Even during that misunderstanding about pregnancy—hadn’t she been impressed by his common sense then?
How do you even see me, in those eyes of yours?
He felt oddly stung.
“Of course I wasn’t doubting you, my lord! Lord Beors would never lie to me. But still…”
There it was again—but still.
Vaileon finished the sentence for her.
“You thought it must’ve been pushed to the bottom of my priorities, with everything else I have to do?”
He ended lightly, but Marienne gave silent agreement.
At least now she seemed aware enough to look bashful—head bowed, eyes glancing up at him like a guilty rabbit.
Making him feel hurt one moment, stifling laughter the next. She did it all by herself.
“…Why go that far?”
Marienne murmured softly.
“If you worry about little things like my bucket incident, you’ll run yourself ragged.”
“Because you’re my person, Aide Didi.”
The answer slipped out naturally.
“I have a bit of an obsession about keeping my people safe.”
“….”
“Why? Do I not look like the type?”
Her expression said she had a lot she wanted to say. But all that actually came out was:
“Your… person?”
As though she knew no other words, she kept repeating it under her breath: “My person? My person. My person?”
She’d reacted the same way when she was doused by the bucket. Was ‘my person’ really such a strange phrase?
If he let her be, she’d repeat it like a parrot until sundown. Vaileon steered her back.
“So, what was your original question?”
“Oh, right. The question was… It might sound odd.”
Odd? Practically everything out of the third aide’s mouth was odd.
“It’s about hair.”
In fact, for them, that wasn’t odd at all.
“How can you apply something to someone’s hair if you can’t touch them directly?”
“Who’s the someone, and what’s the something?”
“Ah, that I can’t say.”
Marienne waved her hand with a smile. Clearly, she was here for advice, but she wouldn’t share even the basics?
Normally he’d let it slide. But she had just given him a sting of disappointment.
“At least tell me the form. Is it more like a liquid, or a powder? That’ll decide the method.”
Her pretty sky-blue eyes shifted downward. The flickering focus betrayed her extreme fluster—clearly weighing how much to reveal.
“…A thin cream.”
“Once it’s applied, is that the end of it? Does it matter if you’re caught?”

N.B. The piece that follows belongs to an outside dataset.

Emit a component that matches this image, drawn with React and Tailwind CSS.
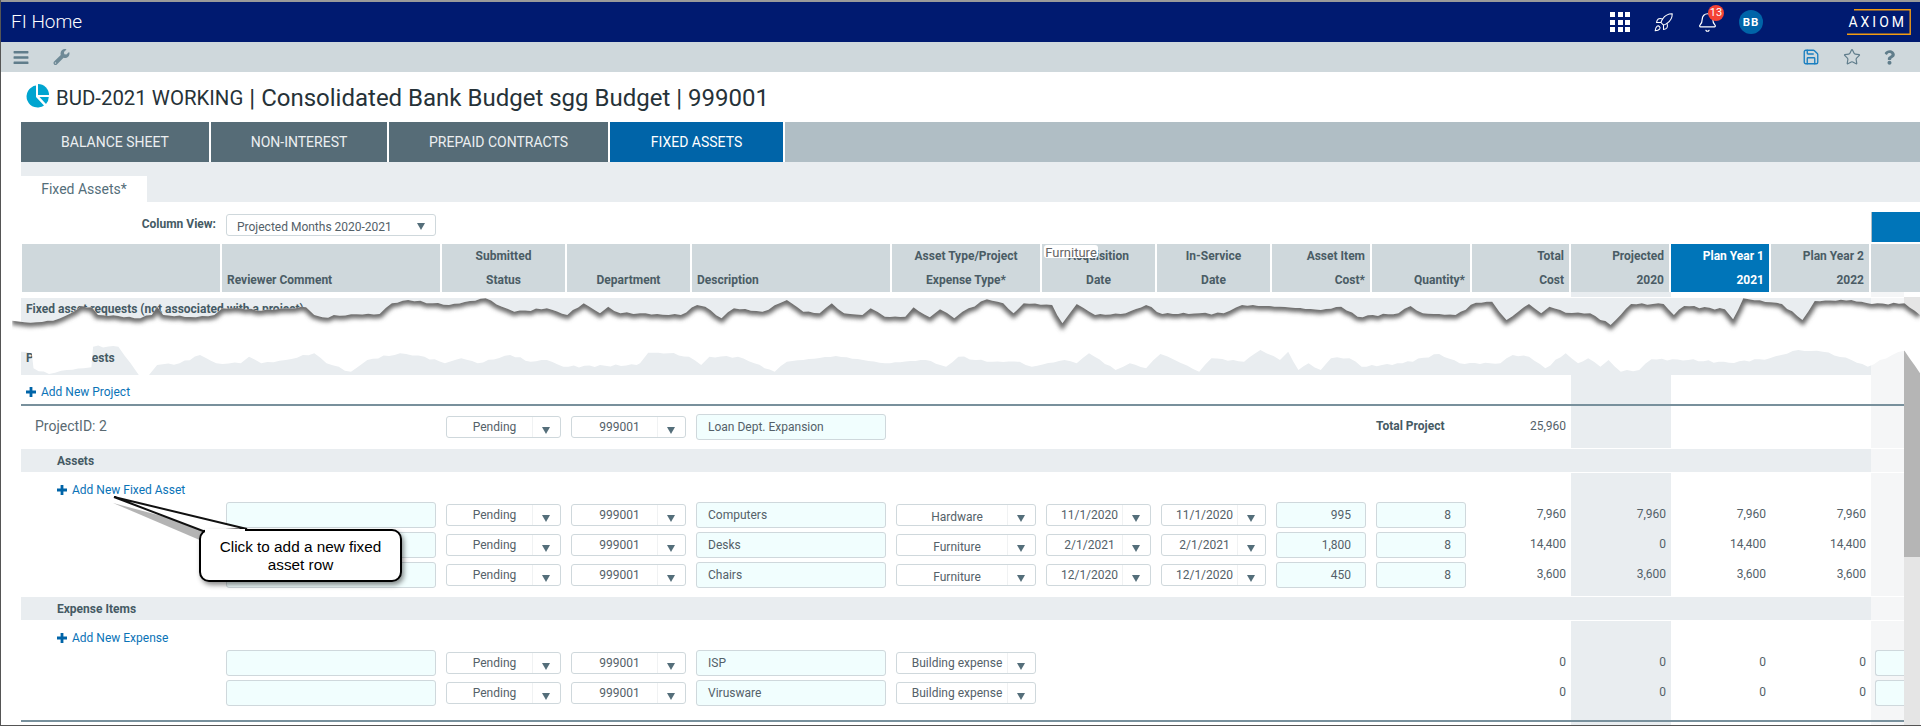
import React from "react";
import { Rocket, Bell, Save, Star } from "lucide-react";
import { FaBars, FaWrench, FaQuestion } from "react-icons/fa";

const G = "grid grid-cols-[201px_220px_125px_125px_200px_150px_115px_115px_100px_100px_99px_100px_100px_100px_1fr]";
const SHADE = "bg-[#e9edf0]";
const LIGHT = "bg-[#f5f6f7]";

const topEdge = [
  [0, [[30,362],[75,368],[130,362],[165,345],[200,318],[225,322],[240,345],[290,348],[330,355],[372,345],[385,320],[400,345],[480,352],[525,345],[545,325],[590,325],[640,332],[700,325],[750,322],[770,345],[790,352],[860,343],[930,342],[960,310],[1000,300],[1060,310],[1100,315],[1190,295],[1230,320],[1260,335],[1340,325],[1390,345],[1430,310],[1470,340],[1490,320],[1520,340]]],
  [640, [[0,340],[70,345],[100,345],[140,315],[160,320],[200,355],[230,325],[300,335],[360,300],[400,335],[440,340],[470,310],[500,340],[545,345],[565,325],[600,350],[650,350],[670,322],[710,352],[735,328],[770,355],[790,335],[850,298],[890,310],[915,340],[940,310],[1010,315],[1035,370],[1070,312],[1115,345],[1190,340],[1240,315],[1280,342],[1370,340],[1430,340],[1475,315]]],
  [1280, [[0,320],[100,330],[150,320],[190,350],[290,340],[320,318],[350,340],[430,345],[480,308],[520,305],[555,360],[610,312],[640,340],[660,320],[700,338],[760,340],[810,375],[860,312],[940,312],[965,345],[990,318],[1090,328],[1110,358],[1135,295],[1230,312],[1280,360],[1310,303],[1400,300],[1450,312],[1530,310],[1568,345]]],
];
const bottomEdge = [
  [0, [[30,450],[51,455],[78,460],[82,505],[120,522],[150,512],[205,505],[224,502],[228,440],[290,440],[320,490],[340,525],[365,525],[385,495],[440,490],[490,465],[530,490],[590,490],[610,470],[640,490],[700,480],[770,460],[800,490],[860,515],[900,480],[980,460],[1040,470],[1090,490],[1130,475],[1170,490],[1250,465],[1300,485],[1340,480],[1380,500],[1560,495]]],
  [640, [[0,490],[20,458],[70,460],[120,470],[150,495],[170,470],[240,470],[280,490],[330,515],[360,485],[480,468],[600,490],[700,480],[750,500],[780,470],[850,485],[930,485],[960,500],[1040,480],[1070,490],[1100,460],[1165,510],[1200,490],[1240,505],[1275,462],[1310,480],[1370,515],[1400,475],[1480,485],[1520,450]]],
  [1280, [[0,480],[20,455],[45,510],[70,490],[100,510],[125,475],[170,475],[200,500],[300,490],[390,462],[440,490],[540,490],[570,465],[610,470],[650,505],[700,460],[730,490],[755,475],[785,500],[805,480],[835,515],[880,510],[910,478],[1000,480],[1100,488],[1200,475],[1270,450],[1330,455],[1400,480],[1440,500],[1500,465],[1530,452],[1568,520]]],
];
const mapEdge = (e) =>
  e.flatMap(([ox, pts]) => pts.map(([x, y]) => [+(ox + x / 2.45 - 1).toFixed(1), +(200 + y / 3 - 298).toFixed(1)]));
// adds fine, repeatable roughness between the traced points of a torn edge
const roughen = (pts) => {
  const out = [];
  pts.forEach((p, i) => {
    out.push(p);
    const n = pts[i + 1];
    if (!n) return;
    const steps = Math.floor((n[0] - p[0]) / 5);
    for (let s = 1; s < steps; s++) {
      const t = s / steps;
      const noise = Math.sin(p[0] * 0.37 + s * 2.3) * 0.7 + Math.sin(p[0] * 1.3 + s * 4.1) * 0.4;
      out.push([+(p[0] + (n[0] - p[0]) * t).toFixed(1), +(p[1] + (n[1] - p[1]) * t + noise).toFixed(1)]);
    }
  });
  return out;
};
const topPts = roughen(mapEdge(topEdge));
const botPts = roughen(mapEdge(bottomEdge));
const str = (p) => p.map((q) => q.join(",")).join(" ");

function TornPaper() {
  const poly = str([...topPts, ...[...botPts].reverse()]);
  return (
    <svg className="absolute left-0 top-[6px] pointer-events-none" width="1919" height="78" viewBox="0 0 1919 78">
      <defs>
        <clipPath id="tornClip"><polygon points={poly} /></clipPath>
        <filter id="tornBlur" x="-2%" y="-100%" width="104%" height="300%"><feGaussianBlur stdDeviation="2.2" /></filter>
      </defs>
      <polygon points={poly} fill="#ffffff" />
      <g clipPath="url(#tornClip)">
        <polyline points={str(topPts)} fill="none" stroke="#6a6a6a" strokeWidth="8" filter="url(#tornBlur)" />
      </g>
    </svg>
  );
}

function Arrow() {
  return (
    <svg width="8" height="7" viewBox="0 0 8 7" className="mt-[6px] mr-[2px]"><path d="M0 0H8L4 7Z" fill="#546e7a" /></svg>
  );
}

function Plus() {
  return (
    <svg width="10" height="10" viewBox="0 0 10 10" className="mt-[3px] mr-[5px] shrink-0"><path d="M3.6 0H6.4V3.6H10V6.4H6.4V10H3.6V6.4H0V3.6H3.6Z" fill="#0064a8" /></svg>
  );
}

function Sel({ text, low }) {
  return (
    <div className="flex h-[22px] mt-[4px] w-full items-stretch rounded-[3px] border border-[#cfd8dc] bg-white">
      <div className={"flex flex-1 items-center justify-center pl-[10px] whitespace-nowrap " + (low ? "pt-[3px]" : "")}>{text}</div>
      <div className="flex w-[28px] shrink-0 items-center justify-center border-l border-[#f0f2f3]"><Arrow /></div>
    </div>
  );
}

function Inp({ text, right, cls = "" }) {
  return (
    <div className={"flex h-[26px] mt-[2px] w-full items-center rounded-[3px] border border-[#cfd8dc] bg-[#f1fefe] " + (right ? "justify-end pr-[14px] " : "pl-[11px] ") + cls}>{text}</div>
  );
}

const Val = ({ v, shade }) => (
  <div className={"flex h-full items-start justify-end pt-[6px] pr-[5px] leading-[16px] " + (shade ? SHADE : "")}>{v}</div>
);
const C = ({ children }) => <div className="pl-[4px] pr-[6px]">{children}</div>;

function AssetRow({ r }) {
  return (
    <div className={G + " h-[30px]"}>
      <div />
      <C><Inp /></C>
      <C><Sel text="Pending" /></C>
      <C><Sel text="999001" /></C>
      <C><Inp text={r.d} /></C>
      <C><Sel text={r.t} low /></C>
      <C><Sel text={r.a} /></C>
      <C><Sel text={r.a} /></C>
      <C><Inp text={r.c} right /></C>
      <C><Inp text="8" right /></C>
      <Val v={r.v[0]} />
      <Val v={r.v[1]} shade />
      <Val v={r.v[2]} />
      <Val v={r.v[3]} />
      <div className={LIGHT} />
    </div>
  );
}

function ExpenseRow({ d }) {
  return (
    <div className={G + " h-[30px]"}>
      <div />
      <C><Inp /></C>
      <C><Sel text="Pending" /></C>
      <C><Sel text="999001" /></C>
      <C><Inp text={d} /></C>
      <C><Sel text="Building expense" /></C>
      <div /><div /><div /><div />
      <Val v="0" />
      <Val v="0" shade />
      <Val v="0" />
      <Val v="0" />
      <div className={"pl-[4px] " + LIGHT}><Inp cls="rounded-r-none border-r-0" /></div>
    </div>
  );
}

function Section({ title }) {
  return (
    <div className={G + " h-[23px] mt-[1px] mb-[1px]"}>
      <div className={"col-span-14 flex items-center pl-[36px] font-bold text-[#455a64] " + SHADE}>{title}</div>
      <div className={LIGHT} />
    </div>
  );
}

function AddRow({ label, h }) {
  return (
    <div className={G + " " + h}>
      <div className="col-span-11 flex items-start pl-[36px] pt-[9px] leading-[16px] text-[#0a73b7]">
        <Plus />
        {label}
      </div>
      <div className={SHADE} />
      <div />
      <div />
      <div className={LIGHT} />
    </div>
  );
}

const Spacer = ({ h }) => (
  <div className={G + " " + h}>
    <div className="col-span-11" />
    <div className={SHADE} />
    <div />
    <div />
    <div className={LIGHT} />
  </div>
);

const heads = [
  ["", "", ""],
  ["", "Reviewer Comment", "text-left"],
  ["Submitted", "Status", "text-center"],
  ["", "Department", "text-center"],
  ["", "Description", "text-left"],
  ["Asset Type/Project", "Expense Type*", "text-center"],
  ["Acquisition", "Date", "text-center"],
  ["In-Service", "Date", "text-center"],
  ["Asset Item", "Cost*", "text-right"],
  ["", "Quantity*", "text-right"],
  ["Total", "Cost", "text-right"],
  ["Projected", "2020", "text-right"],
  ["Plan Year 1", "2021", "text-right"],
  ["Plan Year 2", "2022", "text-right"],
  ["", "", ""],
];

const assets = [
  { d: "Computers", t: "Hardware", a: "11/1/2020", c: "995", v: ["7,960", "7,960", "7,960", "7,960"] },
  { d: "Desks", t: "Furniture", a: "2/1/2021", c: "1,800", v: ["14,400", "0", "14,400", "14,400"] },
  { d: "Chairs", t: "Furniture", a: "12/1/2020", c: "450", v: ["3,600", "3,600", "3,600", "3,600"] },
];

export default function App() {
  return (
    <div className="relative h-[726px] w-full overflow-hidden border-b border-l border-[#555555] bg-white text-[12px] leading-[16px] text-[#546169] [font-family:Roboto,sans-serif]">
      <div className="h-[2px] bg-[#9a9a9a] mr-[1px]" />
      {/* top bar */}
      <div className="mr-[1px] flex h-[40px] items-center bg-[#001a70] text-white">
        <div className="pl-[10px] text-[19px] font-light">FI Home</div>
        <div className="ml-auto grid w-[20px] grid-cols-3 gap-[2.5px]">
          {Array.from({ length: 9 }).map((_, i) => <div key={i} className="h-[5px] w-[5px] bg-white" />)}
        </div>
        <Rocket className="ml-[23px] h-[21px] w-[21px]" strokeWidth={1.2} />
        <div className="relative ml-[23px] h-[20px] w-[20px]">
          <Bell className="h-[21px] w-[21px]" strokeWidth={1.4} />
          <div className="absolute -right-[7px] -top-[7px] flex h-[16px] w-[16px] items-center justify-center rounded-full bg-[#f44336] text-[11px] text-white">13</div>
        </div>
        <div className="ml-[22px] flex h-[24px] w-[24px] items-center justify-center rounded-full bg-[#0064a8] text-[11.5px] font-bold tracking-[1px]">BB</div>
        <div className="relative ml-[84px] mr-[9px] flex h-[26px] w-[64px] items-center justify-end pr-[4px] text-[14px] tracking-[3px]">
          <svg className="absolute left-0 top-0" width="64" height="26" viewBox="0 0 64 26" fill="none">
            <path d="M7 .7H63.2V25.2H0" stroke="#f39c12" strokeWidth="1.4" />
          </svg>
          AXIOM
        </div>
      </div>
      {/* toolbar */}
      <div className="mr-[1px] flex h-[30px] items-center bg-[#cfd8dc] text-[#607d8b]">
        <FaBars className="ml-[12px] h-[17px] w-[16px]" />
        <FaWrench className="ml-[24px] h-[16px] w-[17px] text-[#6f8a97]" />
        <Save className="ml-auto h-[18px] w-[18px] text-[#1a7fc0]" strokeWidth={1.8} />
        <Star className="ml-[23px] h-[18px] w-[18px]" strokeWidth={1.6} />
        <FaQuestion className="ml-[23px] mr-[25px] h-[15px] w-[11px]" />
      </div>
      {/* title */}
      <div className="flex h-[50px] items-center pl-[25px] pt-[1px] text-[#263238]">
        <svg width="23" height="24" viewBox="0 0 23 24" className="mb-[3px] mr-[7px]">
          <path d="M10 1.6A11 11 0 1 0 18 21.4L10 13Z" fill="#00a5d0" />
          <path d="M12 0A11 11 0 0 1 23 11H12Z" fill="#00a5d0" />
          <path d="M13.5 13H22.8A11 11 0 0 1 20 20Z" fill="#00a5d0" />
        </svg>
        <span className="text-[20.4px] leading-[26px]">BUD-2021 WORKING</span>
        <span className="ml-[6px] text-[24px] leading-[26px]">| Consolidated Bank Budget sgg Budget | 999001</span>
      </div>
      {/* main tabs */}
      <div className="mr-[1px] ml-[20px] flex h-[40px] gap-[2px] text-[14px] text-[#eceff1]">
        <div className="flex w-[188px] items-center justify-center bg-[#566c77]">BALANCE SHEET</div>
        <div className="flex w-[176px] items-center justify-center bg-[#566c77]">NON-INTEREST</div>
        <div className="flex w-[219px] items-center justify-center bg-[#566c77]">PREPAID CONTRACTS</div>
        <div className="flex w-[173px] items-center justify-center bg-[#0064a8] text-white">FIXED ASSETS</div>
        <div className="flex-1 bg-[#b0bec5]" />
      </div>
      <div className={"mr-[1px] ml-[20px] flex h-[40px] items-end " + SHADE}>
        <div className="flex h-[26px] w-[126px] items-center justify-center bg-white text-[14px] text-[#546e7a]">Fixed Assets*</div>
      </div>
      {/* column view */}
      <div className={"mr-[1px] ml-[20px] h-[42px] " + G}>
        <div className="pr-[6px] pt-[14px] text-right font-bold text-[#455a64]">Column View:</div>
        <div className="pl-[4px] pr-[6px] pt-[12px]">
          <div className="flex h-[22px] items-center rounded-[3px] border border-[#cfd8dc] bg-white pl-[10px] pr-[10px] pt-[3px]">
            <span className="flex-1">Projected Months 2020-2021</span>
            <svg width="8" height="7" viewBox="0 0 8 7"><path d="M0 0H8L4 7Z" fill="#546e7a" /></svg>
          </div>
        </div>
        <div className="col-span-12" />
        <div className="mt-[10px] h-[30px] border-l border-[#b0bec5] bg-[#0075b9]" />
      </div>
      {/* header row */}
      <div className={"mr-[1px] ml-[20px] h-[48px] font-bold text-[#4a5c65] " + G}>
        {heads.map(([a, b, al], i) => (
          <div
            key={i}
            className={
              "leading-[24px] " +
              (i === 0 ? "ml-[1px] " : "") +
              (i === 14 ? "bg-[#cfd8dc] " : "mr-[2px] ") +
              (i === 12 ? "bg-[#0075b9] text-white " : "bg-[#cfd8dc] ") +
              (al === "text-right" ? "pr-[5px] " : al === "text-left" ? "pl-[5px] " : "") +
              al
            }
          >
            <div className="h-[24px] whitespace-nowrap">{a}</div>
            <div className="h-[24px] whitespace-nowrap">{b}</div>
          </div>
        ))}
      </div>
      {/* body */}
      <div className="relative mr-[1px] flex">
        <div className="w-[1903px] shrink-0 pl-[20px]">
          <div className={G + " h-[5px]"}>
            <div className="col-span-11" />
            <div className="bg-[#e9edf0]" />
            <div />
            <div />
            <div className={LIGHT} />
          </div>
          <div className="h-[1px]" />
          <div className={G + " h-[77px]"}>
            <div className={"col-span-14 flex flex-col justify-between pl-[5px] font-bold text-[#455a64] " + SHADE}>
              <div className="pt-[3px] whitespace-nowrap">Fixed asset requests (not associated with a project)</div>
              <div className="pb-[9px] whitespace-nowrap">Project requests</div>
            </div>
            <div className={LIGHT} />
          </div>
          <div className={G + " h-[29px]"}>
            <div className="col-span-11 flex items-start pl-[5px] pt-[9px] leading-[16px] text-[#0a73b7]">
              <Plus />
              Add New Project
            </div>
            <div className={SHADE} />
            <div />
            <div />
            <div className={LIGHT} />
          </div>
          <div className="h-[2px] bg-[#78909c]" />
          <div className={G + " h-[42px]"}>
            <div className="pl-[14px] pt-[12px] text-[14px] text-[#5a6a72]">ProjectID: 2</div>
            <div />
            <div className="pl-[4px] pr-[6px] pt-[6px]"><Sel text="Pending" /></div>
            <div className="pl-[4px] pr-[6px] pt-[6px]"><Sel text="999001" /></div>
            <div className="pl-[4px] pr-[6px] pt-[6px]"><Inp text="Loan Dept. Expansion" /></div>
            <div />
            <div />
            <div />
            <div />
            <div className="pl-[4px] pt-[12px] font-bold text-[#455a64] whitespace-nowrap">Total Project</div>
            <div className="pr-[5px] pt-[12px] text-right">25,960</div>
            <div className={SHADE} />
            <div />
            <div />
            <div className={LIGHT} />
          </div>
          <Section title="Assets" />
          <AddRow label="Add New Fixed Asset" h="h-[27px]" />
          {assets.map((r) => <AssetRow key={r.d} r={r} />)}
          <Spacer h="h-[6px]" />
          <Section title="Expense Items" />
          <AddRow label="Add New Expense" h="h-[27px]" />
          <ExpenseRow d="ISP" />
          <ExpenseRow d="Virusware" />
          <Spacer h="h-[12px]" />
          <div className="h-[2px] bg-[#78909c]" />
          <Spacer h="h-[4px]" />
        </div>
        {/* scrollbar */}
        <div className="relative mt-[5px] w-[16px] bg-[#e5e5e5]">
          <div className="mt-[23px] h-[237px] bg-[#b5b5b5]" />
        </div>
        <TornPaper />
      </div>
      {/* ghost drop-down text */}
      <div className="absolute left-[1043px] top-[245px] flex h-[13px] w-[54px] items-center justify-center rounded-[3px] bg-white pt-[3px] text-[13px] text-[#666666]">Furniture</div>
      {/* callout */}
      <svg className="absolute left-[100px] top-[490px]" width="170" height="60" viewBox="0 0 170 60" fill="none">
        <path d="M15 9L104 47L150 45Z" fill="#777777" opacity=".55" transform="translate(-3 4)" />
        <path d="M13 7L102 41L146 39Z" fill="#ffffff" stroke="#111111" strokeWidth="2" />
      </svg>
      <div className="absolute left-[198px] top-[529px] flex h-[53px] w-[203px] items-center justify-center rounded-[10px] border-2 border-black bg-white text-center text-[15.3px] leading-[18px] text-black shadow-[2px_3px_5px_rgba(0,0,0,0.45)] [font-family:'Liberation_Sans',sans-serif]">
        <span>Click to add a new fixed<br />asset row</span>
      </div>
      <svg className="absolute left-[200px] top-[525px]" width="50" height="8" viewBox="0 0 50 8"><path d="M4 4H44V7H4Z" fill="#ffffff" /></svg>
    </div>
  );
}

“I’d prefer not to be caught, of course… but more importantly, it needs time to work. The key is that it isn’t washed out too soon.”
“How long?”
“Uh… three or four minutes?”
She glanced up at him.
“Five, maybe?”
So five minutes, then. Vaileon smiled, lacing his fingers atop the desk. The “three or four” had just been a smokescreen.
“If you can knock someone unconscious or restrain them briefly, five minutes isn’t long.”
“That’s impossible.”
Marienne declared with the most certainty she’d shown since stepping into his office.
“Absolutely impossible.”
“What about while they’re asleep?”
“No.”
“Because of bodyguards?”
“They don’t sleep.”
“…What?”
There were people who didn’t sleep? Vaileon asked again, incredulous. Marienne scrunched her little nose.
“Just think of them as a human who doesn’t sleep.”
He couldn’t help but ask:
“They are human, right?”
“Yes. Horribly, yes…”
Her face as she answered was pure gloom. Vaileon watched his gentle, rabbit-like aide quietly.
Funny. She actually answers everything.
Did she not realize she could just refuse to answer? Or beg him to help first, and explain later?
Yet Marienne responded to each question dutifully. Vaileon thought uneasily that he hoped she’d never find herself under interrogation someday.
“Could it be… that someone is Duke Blackwood?”
At that, Marienne jumped so high she practically leapt a handspan off her chair—like a startled rabbit indeed.
“No. Of course not. Definitely not. Absolutely not! You’re wrong!”
She poured out denials, then bowed her head in defeat. Clearly, she was vexed at having been caught.
“Aide Didi.”
Vaileon waited patiently. Across the desk, she shifted nervously, then looked up at him.
“What on earth are you trying to put in the Duke’s hair?”